Of Klopp and Dortmund, Wenger, who has many similarities to his opponent, added: "He's a man with personality who has done extremely well in the German football temple. He works in an area where maybe the football roots are the deepest in the world. Schalke-Dortmund-Mönchengladbach: this is the triangle in German football. When I was a kid [growing up across the border in Alsace] we had eight teams in the Bundesliga within 100km and Dortmund had 80,000 people at every game.
They still do. The Westfalenstadion regularly holds 81,000 for Bundesliga games, with 25,000 standing and singing on the Gelbe Wand (Yellow Wall). Standing costs €14.90 for adults, or €219 for a season ticket (Arsenal charge £951 for their cheapest season ticket). The yellow wall will be less mobile tonight, though probably as noisy, as for Champions League matches the terrace has to be converted to seating.
The atmosphere will be fervent despite a start to the season as slow as Arsenal's. After an opening day win the Bundesliga defence has not gone well with four points from the next four games including a 2-1 home defeat to promoted to Hertha Berlin on Saturday. "Dortmund are now a side that everyone raises their game against," explained Gladwell.
Tonight, though, they are the underdogs, which will suit Klopp, and maybe his players.
Three key confrontations: where tonight's match will be won or lost
Mats Hummels v Robin van Persie
Facing Robin van Persie will perhaps be one of the greatest challenges of Hummels' young career. Regularly praised for his defensive timing, positioning and composure, he will need to draw on all such resources to halt a striker who has scored 16 Champions League goals in his career.

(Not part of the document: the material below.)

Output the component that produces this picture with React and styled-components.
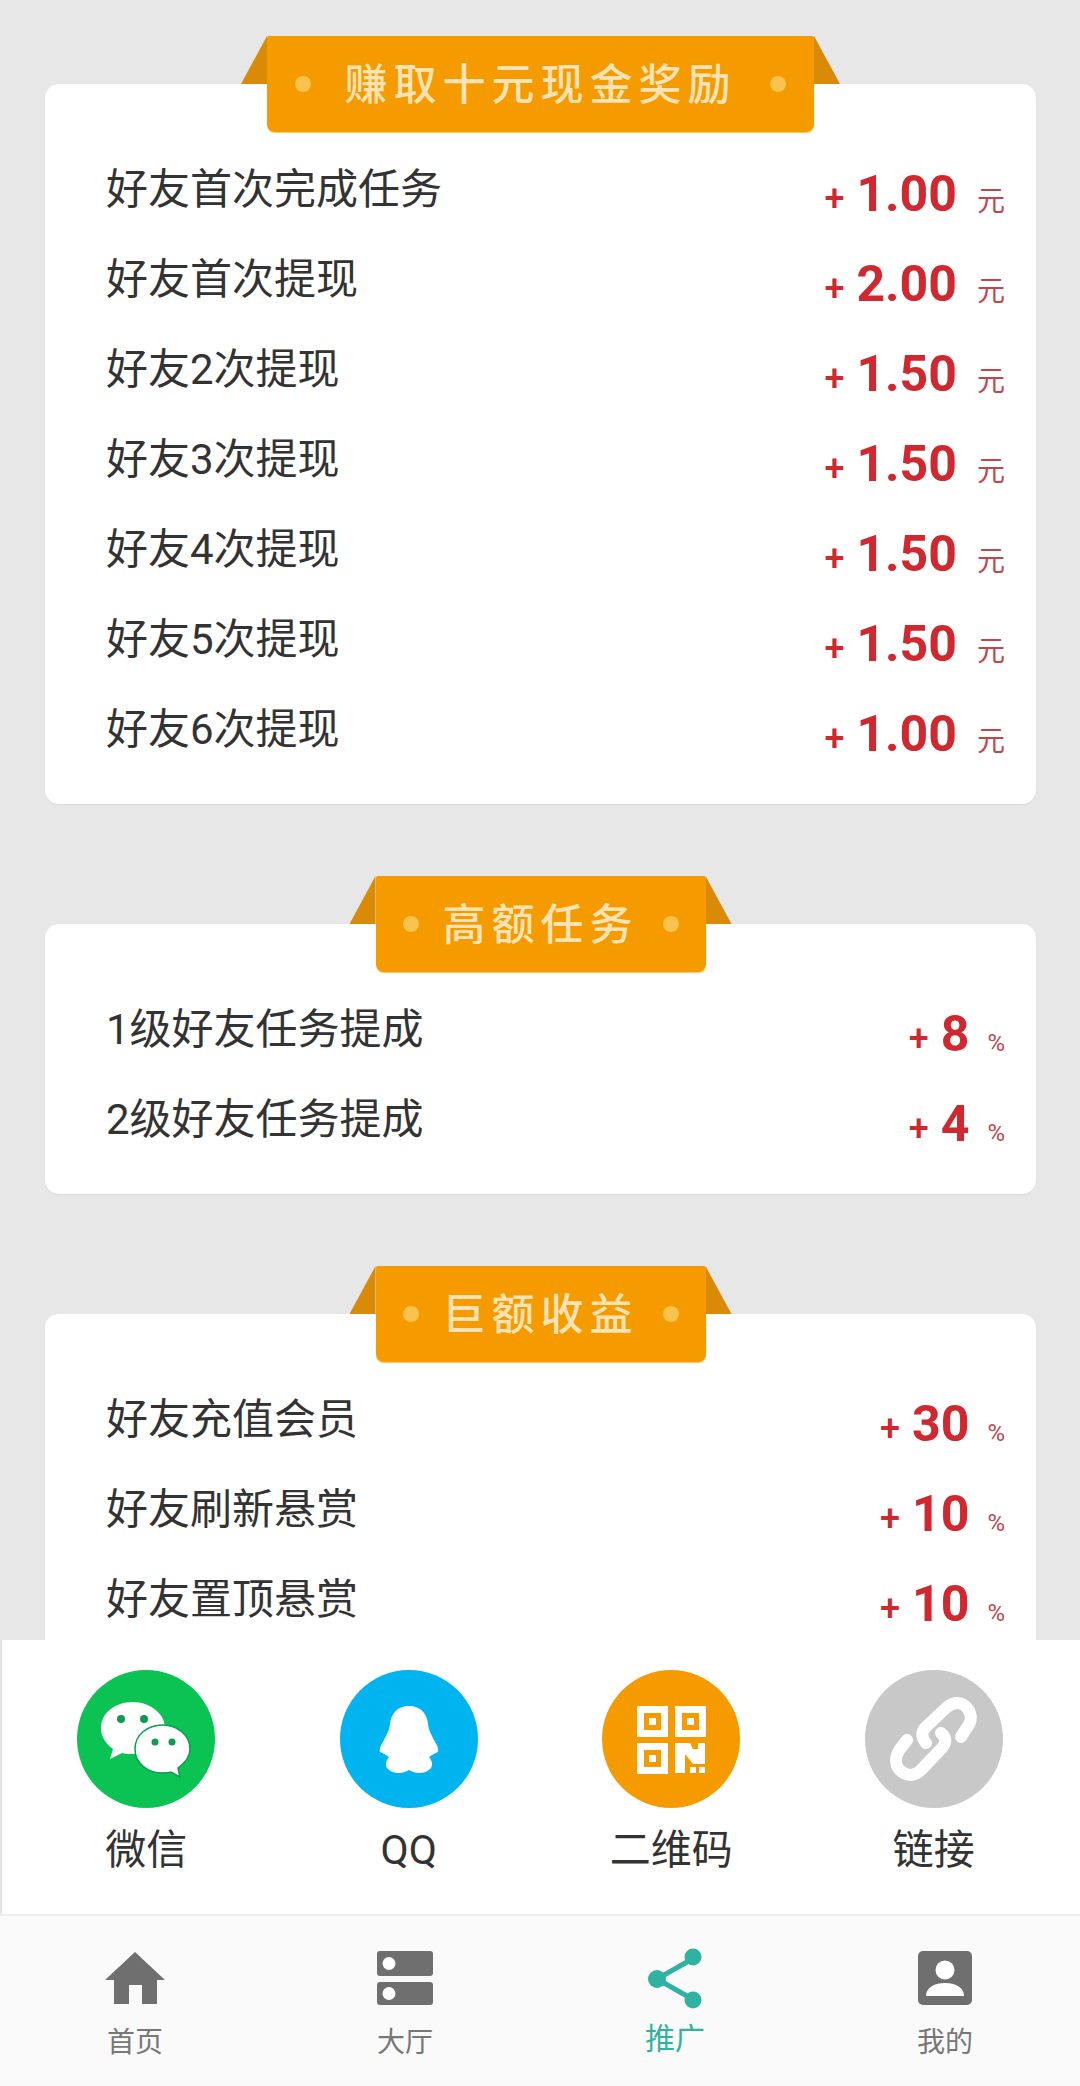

Mario Götze v Kieran Gibbs
Gibbs will have to subdue one of the highest-rated youngsters in Europe. Mario Götze recorded six goals and 15 assists in Dortmund's title win last year. Gibbs will have to stay alert to minimise Götze's threatening influence from the wing.
Shinji Kagawa v Alex Song
Song has been frustrated by a three-match suspension in the Premier League, so will relish the chance to return to duty. He will need to be fully alert to track the movement of the subtle and gifted Kagawa.